Peters does double take on police numbers

A call to double police numbers came from a party led by the man who in 1998 commissioned a review which recommended cutting both police numbers and funding, Police Minister George Hawkins says.

New Zealand First leader Winston Peters in 1998 commissioned the Martin Review of Police which recommended slashing both police numbers and funding.

“In that light Winston and Ron Mark’s call today to double police numbers, which would mean recruiting and paying for around 14,706 sworn officers over five years is a bizarre turnaround, Mr Hawkins said.

It was obvious New Zealand First had neither thought the idea through, or done the maths, Mr Hawkins said.

The statement also showed how out of touch with modern policing methods they were when they called for greater involvement between police and communities.

“ ‘Safer Communities Together’ is the stated police vision, but they don’t seem to have grasped this,” Mr Hawkins said.

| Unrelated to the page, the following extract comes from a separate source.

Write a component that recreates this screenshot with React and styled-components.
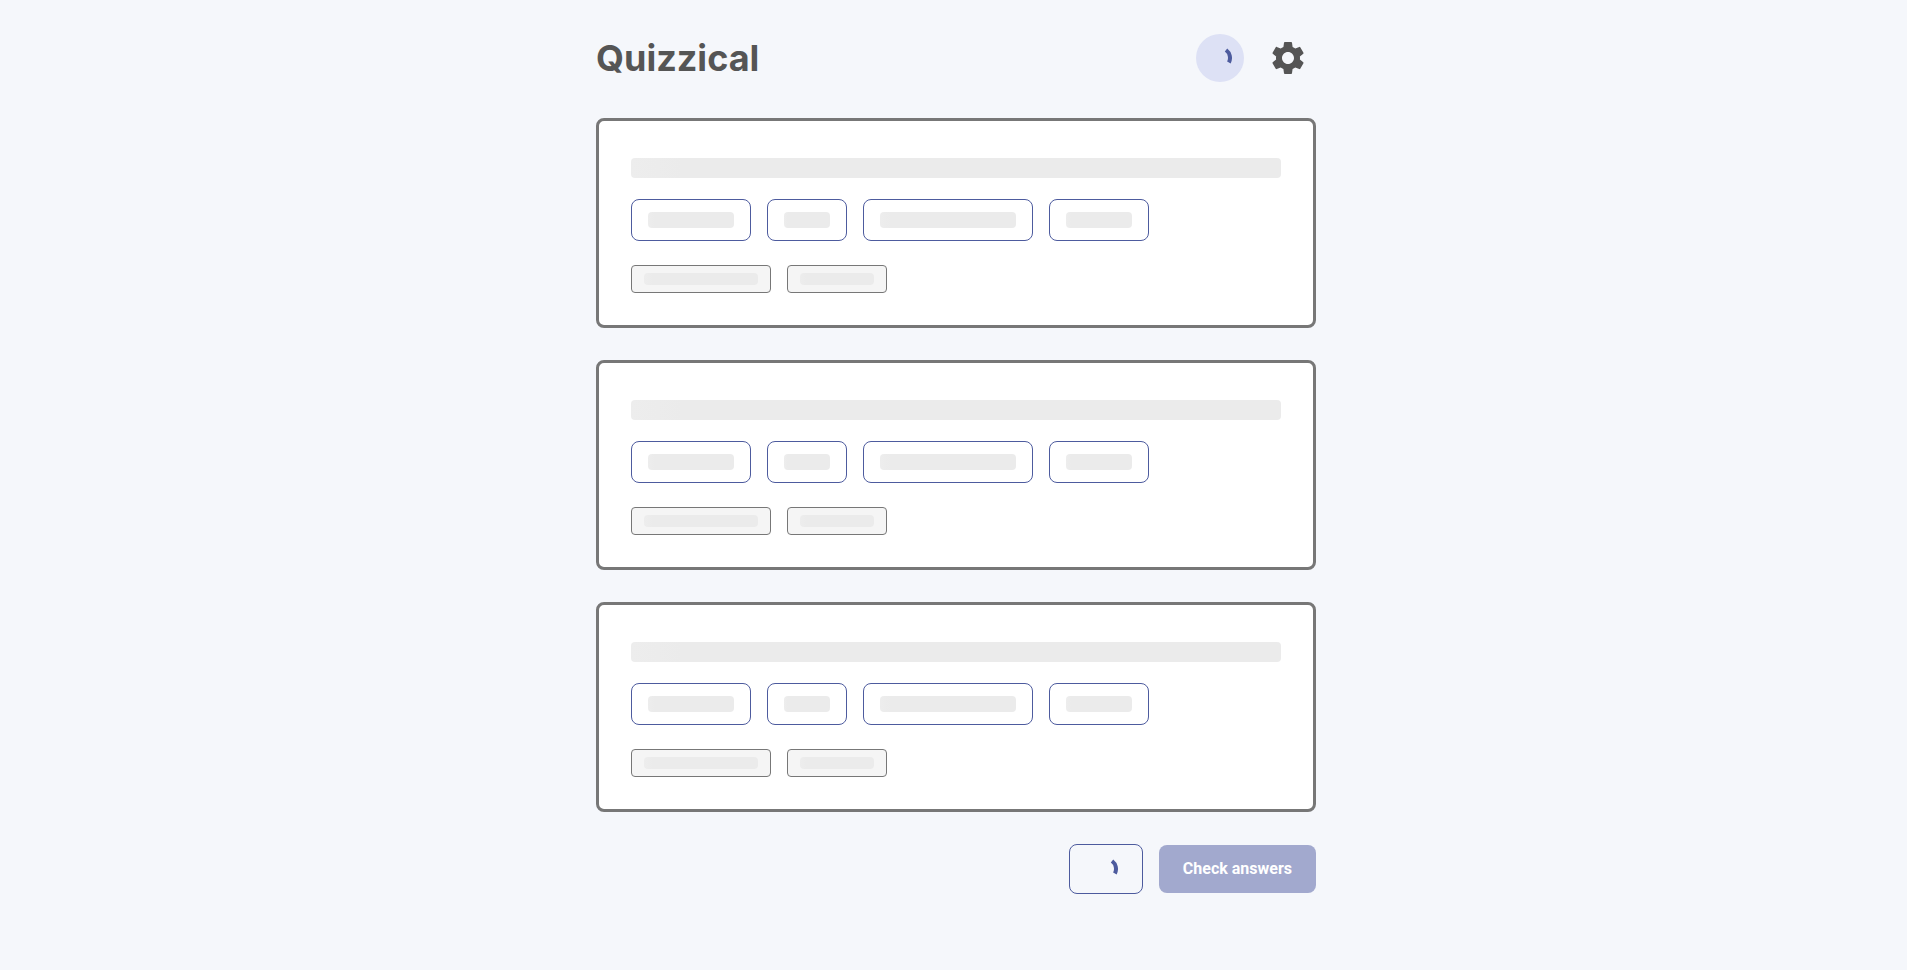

Police themselves had initiated close relationships with local communities and were everywhere formally and informally an integral part of community life.

New Zealand First’s claim the country was experiencing soaring crime levels was also incorrect.

“Only this week at the Law and Order Select Committee, Police Commissioner Rob Robinson pointed out that while New Zealand’s population has risen, crime continued to trend down,” Mr Hawkins said.

“Over the last six years overall recorded crime in New Zealand has dropped by 7.8 per cent against a population increase of 4.3 per cent. Over the same period the Police rate for resolving crime has improved by 5 per cent. “

A recent Justice Ministry survey showing static victimisation rates between 1996 and 2001 further disproved that crime was out of control.

Police have never been better funded and police numbers have never been higher.

“Police numbers have risen during this Government’s time in office from 6939 sworn officers and 1734 non-sworn staff in November 1999 to 7353 sworn and 2145 non-sworn staff as at the end of April this year,” Mr Hawkins said.

“At the end of the day numbers are only one factor in keeping crime figures low. What counts is smart policing and New Zealand police do that very well,” Mr Hawkins said.